Where a single standout track used to open doors, today’s newcomers are expected to deliver volume, consistency, nonstop touring, and relentless self-promotion — often without financial reward at the start.

Authenticity Still Wins

Despite the noise, Afrojack doesn’t believe lasting success can be faked. Global artists filling 10,000- or 20,000-capacity venues, he argues, don’t get there through gimmicks alone. He points to acts like Keinemusik, Mau P, and John Summit as proof — artists whose overnight “breakthroughs” were actually built on years, sometimes decades, of work.

“They didn’t just appear,” he says. “They did the struggle.”

That’s the same message he shares with artists signed to his label and students at the Wall Pro Academy: consistency and honesty matter more than shortcuts.

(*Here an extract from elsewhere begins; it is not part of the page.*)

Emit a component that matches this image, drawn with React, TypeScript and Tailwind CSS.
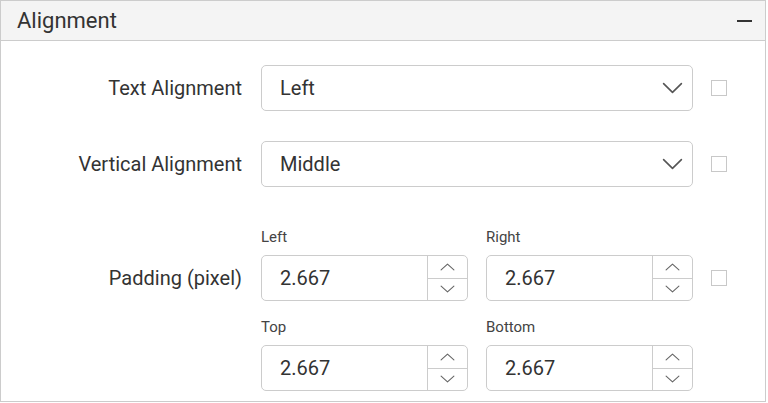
function Checkbox() {
  return <div className="w-[16px] h-[16px] border border-[#c8c8c8] bg-white shrink-0" />;
}

function Chevron({ up, w, h, stroke, className }: { up?: boolean; w: number; h: number; stroke: number; className: string }) {
  const pad = stroke;
  const pts = up
    ? `${pad},${h - pad} ${w / 2},${pad} ${w - pad},${h - pad}`
    : `${pad},${pad} ${w / 2},${h - pad} ${w - pad},${pad}`;
  return (
    <svg width={w} height={h} viewBox={`0 0 ${w} ${h}`} className={className} fill="none">
      <polyline points={pts} stroke="currentColor" strokeWidth={stroke} strokeLinecap="round" strokeLinejoin="round" />
    </svg>
  );
}

function SelectBox({ value }: { value: string }) {
  return (
    <div className="flex items-center justify-between w-[432px] h-[46px] border border-[#cccccc] rounded-[5px] bg-white pl-[18px] pr-[9px]">
      <span className="text-[20px] text-[#333]">{value}</span>
      <Chevron w={21} h={12} stroke={1.6} className="text-[#555]" />
    </div>
  );
}

function SpinBox({ label, value }: { label: string; value: string }) {
  return (
    <div className="flex flex-col">
      <span className="text-[15px] leading-[20px] text-[#444] mb-[8px]">{label}</span>
      <div className="flex w-[207px] h-[46px] border border-[#cccccc] rounded-[5px] bg-white">
        <div className="flex-1 flex items-center pl-[18px] text-[20px] text-[#333]">{value}</div>
        <div className="w-[40px] flex flex-col border-l border-[#cccccc]">
          <div className="flex-1 flex items-center justify-center border-b border-[#cccccc]">
            <Chevron up w={15} h={8} stroke={1.1} className="text-[#666]" />
          </div>
          <div className="flex-1 flex items-center justify-center">
            <Chevron w={15} h={8} stroke={1.1} className="text-[#666]" />
          </div>
        </div>
      </div>
    </div>
  );
}

export default function App() {
  return (
    <div className="w-[766px] h-[402px] border border-[#cccccc] bg-white font-['Roboto',sans-serif]">
      <div className="h-[40px] flex items-center justify-between bg-[#f4f4f4] border-b border-[#cccccc] pl-[16px] pr-[13px]">
        <span className="text-[22px] text-[#333]">Alignment</span>
        <div className="w-[15px] h-[2px] bg-[#333]" />
      </div>

      <div className="pt-[24px]">
        <div className="flex items-center">
          <span className="w-[241px] text-right text-[20px] text-[#333]">Text Alignment</span>
          <div className="ml-[19px]">
            <SelectBox value="Left" />
          </div>
          <div className="ml-[18px]">
            <Checkbox />
          </div>
        </div>

        <div className="flex items-center mt-[30px]">
          <span className="w-[241px] text-right text-[20px] text-[#333]">Vertical Alignment</span>
          <div className="ml-[19px]">
            <SelectBox value="Middle" />
          </div>
          <div className="ml-[18px]">
            <Checkbox />
          </div>
        </div>

        <div className="flex mt-[40px]">
          <div className="w-[241px] flex flex-col">
            <span className="mt-[28px] h-[46px] flex items-center justify-end text-[20px] text-[#333]">Padding (pixel)</span>
          </div>
          <div className="ml-[19px] grid grid-cols-[207px_207px] gap-x-[18px] gap-y-[16px]">
            <SpinBox label="Left" value="2.667" />
            <SpinBox label="Right" value="2.667" />
            <SpinBox label="Top" value="2.667" />
            <SpinBox label="Bottom" value="2.667" />
          </div>
          <div className="ml-[18px] mt-[28px] h-[46px] flex items-center">
            <Checkbox />
          </div>
        </div>
      </div>
    </div>
  );
}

The difference now is scale. One song isn’t enough. Artists must release more, perform more, and show more of themselves than ever before.

Afrojack discusses his club alias Kapuchon, the Grammys, and why today’s DJs and producers aren’t purists

The Grammys, Image, and Playing the Game

With the Grammys approaching, Afrojack reflects candidly on awards culture. While DJs and party-driven artists dominate global stages, they don’t always fit the Recording Academy’s idea of “artsy.”

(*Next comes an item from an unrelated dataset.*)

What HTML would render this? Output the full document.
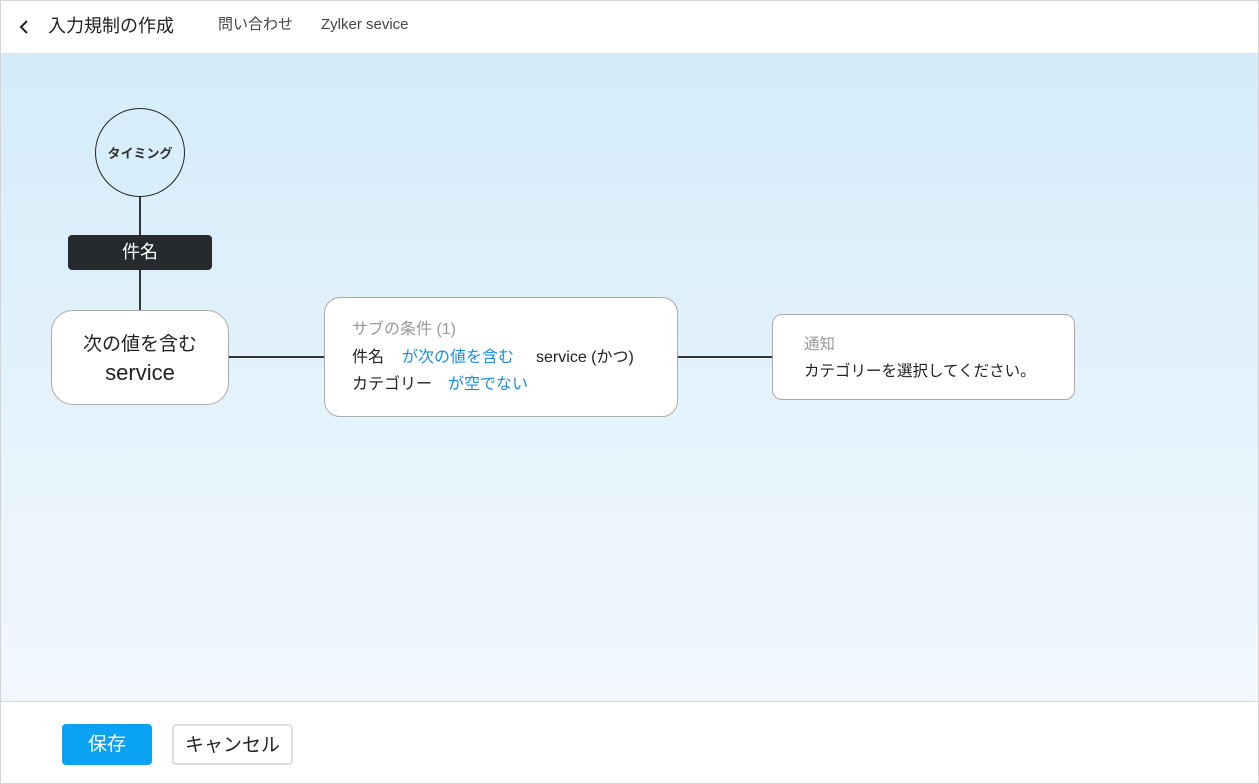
<!DOCTYPE html>
<html><head><meta charset="utf-8"><style>
*{box-sizing:border-box;margin:0;padding:0}
body{width:1259px;height:784px;position:relative;overflow:hidden;font-family:"Liberation Sans","Noto Sans CJK JP",sans-serif;background:#fff;color:#222}
.frame{position:absolute;left:0;top:0;width:1259px;height:784px;border:1px solid #d4d4d4}
.hdr{position:absolute;left:1px;top:1px;width:1257px;height:52px;background:#fff}
.canvas{position:absolute;left:1px;top:53px;width:1257px;height:648px;background:linear-gradient(#d4ecfa,#f2f8fd)}
.foot{position:absolute;left:1px;top:701px;width:1257px;height:82px;background:#fff;border-top:1px solid #d8d8d8}
.abs{position:absolute}
.line{position:absolute;background:#333}
</style></head><body>
<div class="hdr">
<svg class="abs" style="left:17px;top:18px" width="12" height="16" viewBox="0 0 12 16"><path d="M9 2 L3 8 L9 14" fill="none" stroke="#222" stroke-width="2"/></svg>
<div class="abs" style="left:47px;top:12px;font-size:18px;line-height:26px;color:#222">入力規制の作成</div>
<div class="abs" style="left:217px;top:13px;font-size:15px;line-height:22px;color:#444">問い合わせ</div>
<div class="abs" style="left:320px;top:13px;font-size:15px;line-height:22px;height:22px;color:#444;display:flex;align-items:center">Zylker sevice</div>
</div>
<div class="canvas"></div>
<div class="line" style="left:139px;top:196px;width:1.5px;height:40px"></div>
<div class="line" style="left:139px;top:269px;width:1.5px;height:42px"></div>
<div class="line" style="left:228px;top:356px;width:96px;height:1.5px"></div>
<div class="line" style="left:677px;top:356px;width:95px;height:1.5px"></div>
<div class="abs" style="left:95px;top:108px;width:90px;height:89px;border:1.5px solid #222;border-radius:50%;background:#d9eefb;display:flex;align-items:center;justify-content:center;font-size:13px;font-weight:bold;color:#333">タイミング</div>
<div class="abs" style="left:68px;top:235px;width:144px;height:35px;background:#26292d;border-radius:4px;color:#fff;font-size:18px;text-align:center;line-height:34px">件名</div>
<div class="abs" style="left:51px;top:310px;width:178px;height:95px;background:#fff;border:1px solid #aaa;border-radius:22px;text-align:center;font-size:19px;line-height:28px;padding-top:20px;color:#222">次の値を含む<br><span style="font-size:22px">service</span></div>
<div class="abs" style="left:324px;top:297px;width:354px;height:120px;background:#fff;border:1px solid #aaa;border-radius:16px;padding:18px 0 0 27px;font-size:16px;line-height:27.5px;color:#222">
<div style="color:#9a9a9a">サブの条件 (1)</div>
<div>件名<span style="color:#1a8fe0;margin-left:18px">が次の値を含む</span><span style="margin-left:22px">service (かつ)</span></div>
<div>カテゴリー<span style="color:#1a8fe0;margin-left:16px">が空でない</span></div>
</div>
<div class="abs" style="left:772px;top:314px;width:303px;height:86px;background:#fff;border:1px solid #aaa;border-radius:10px;padding:16px 0 0 31px;font-size:15.5px;line-height:27px;color:#222">
<div style="color:#9a9a9a">通知</div>
<div>カテゴリーを選択してください。</div>
</div>
<div class="foot">
<div class="abs" style="left:61px;top:22px;width:90px;height:41px;background:#0aa2f2;border-radius:4px;color:#fff;font-size:19px;text-align:center;line-height:41px">保存</div>
<div class="abs" style="left:171px;top:22px;width:121px;height:41px;background:#fff;border:2px solid #ddd;border-radius:4px;color:#222;font-size:19px;text-align:center;line-height:38px;padding-top:1px">キャンセル</div>
</div>
<div class="frame"></div>
</body></html>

“We represent DJ and party culture,” he says. “That’s not really what the Grammys are about.”

He’s won one himself, but he’s not interested in reshaping his identity to chase validation. Afrojack has long resisted the idea of “selling out,” including criticism he faced after collaborating with Pitbull years ago.

“If you say no to something just to protect your image,” he argues, “you’re selling out to your image.”

His philosophy now is simple: stop curating a persona and just be human. Tastes change. People evolve. Loving one style of music doesn’t mean rejecting everything else.

He admits he didn’t always think this way. Early in his career, he chose not to put his name on “Titanium,” worried about protecting his image. Looking back, it’s not a regret — but it’s not a choice he’d make again.

His favorite metaphor is deliberately ordinary.

“You might eat chicken today, steak tomorrow, vegetables the next day, and a cookie after that,” he says. “Just because you love one thing doesn’t mean you only are that thing.”

In that mindset sits the core of his current chapter — a career less about labels, less about approval, and more about freedom. It’s a perspective shaped by decades in the spotlight, underground rooms where no one knows his name, and a scene that’s still evolving.

And as Afrojack discusses his club alias Kapuchon, the Grammys, and why today’s DJs and producers aren’t purists, one message stands out clearly: authenticity may not be the easiest path anymore, but it’s still the one that lasts.